Отношения между гуру и преданным, возникающие на самом тонком плане, во многом зависят от веры. Чем глубже вера и доверие, которые преданный питает к своему гуру, тем больше вероятность, что гуру пробудит в нём духовные качества.
В духовной литературе часто упоминается, что истинное отдавание себя — это в действительности не отдавание себя, то есть, ученик раскрывается — через веру и доверие — определённому методу (и такому, как гуру) только в том случае, если его вера входит в резонанс с истиной, коренящейся в глубине его сущности. Тогда есть готовность к открытию. Если же человек по-прежнему пребывает во власти интеллекта или эмоций, то любой акт самоотдавания будет лишь ещё одним актом эго и, будучи основанным на неверном суждении, может привести к ужасающим последствиям. Так что нельзя принять решение отдать себя во власть гуру. Но когда происходит встреча преданного и гуру в глубинах существа, тогда такое самоотдавание в действительности является не отдаванием себя на милость другого человека, а отдаванием себя своей собственной Божественной природе.

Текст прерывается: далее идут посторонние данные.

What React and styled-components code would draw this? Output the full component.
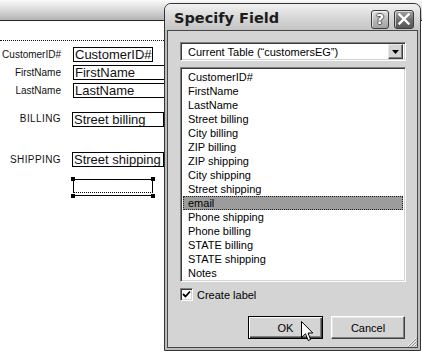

Преданные Махараджи часто рассказывают о самоотдавании историю, связанную с другим святым, Самбари Махараджем, который жил в прежние времена. Махараджи очень высоко почитал его.
Как-то Самбари Баба дал одному из своих преданных две картофелины и велел их съесть. Это указание было очень строгим. Преданный отправился к ручью и принялся есть одну из картофелин. Но тут рядом оказался очень бедный старик, он стал просить вторую картофелину. «У тебя есть еда, а у меня — нет». Преданный не мог отказать бедняку и отдал ему вторую картофелину. Когда он вернулся, Самбари Махарадж как следует отругал его за то, что он не сделал так, как ему было велено. Его речь закончилась словами: «Значит, это была не твоя бхагья (больше чем удача; возможно, судьба) съесть вторую картофелину». Позже этот человек достиг больших успехов в мире, но не смог добиться успехов в своих духовных устремлениях, ибо это и была его вторая картофелина.
Эта история, в которой благодеяние противопоставляется отдаванию себя во власть гуру, является отражением сурового учения. Однако в конечном счёте мы должны отказаться от эгоцентрированной благотворительности, для того чтобы стать самой этой благотворительностью.
Некоторые истории, отражающие абсолютную веру и основанное на ней самоотдавание со стороны индийских преданных Махараджи, вызывают благоговейный трепет, так же как и истории, повествующие о недостатке веры. Махараджи никому из нас, преданных, не облегчал жизнь, постоянно сея сомнения по отношению к себе и тем самым, подрывая те проблески веры, какие могли в нас зарождаться. И всё же мы наблюдали, как наши сомнения постепенно поглощаются всё углубляющимся доверием к нему. Казалось, он вёл нас к осознанию того, что Рамана Махарши однажды выразил словами: «Бог, Гуру и «Я» — едины». Таким образом, мы обнаруживали, что доверие и открытость по отношению к Махараджи вела нас лишь в глубину нашего собственного существа и к более глубокой вере в самих себя.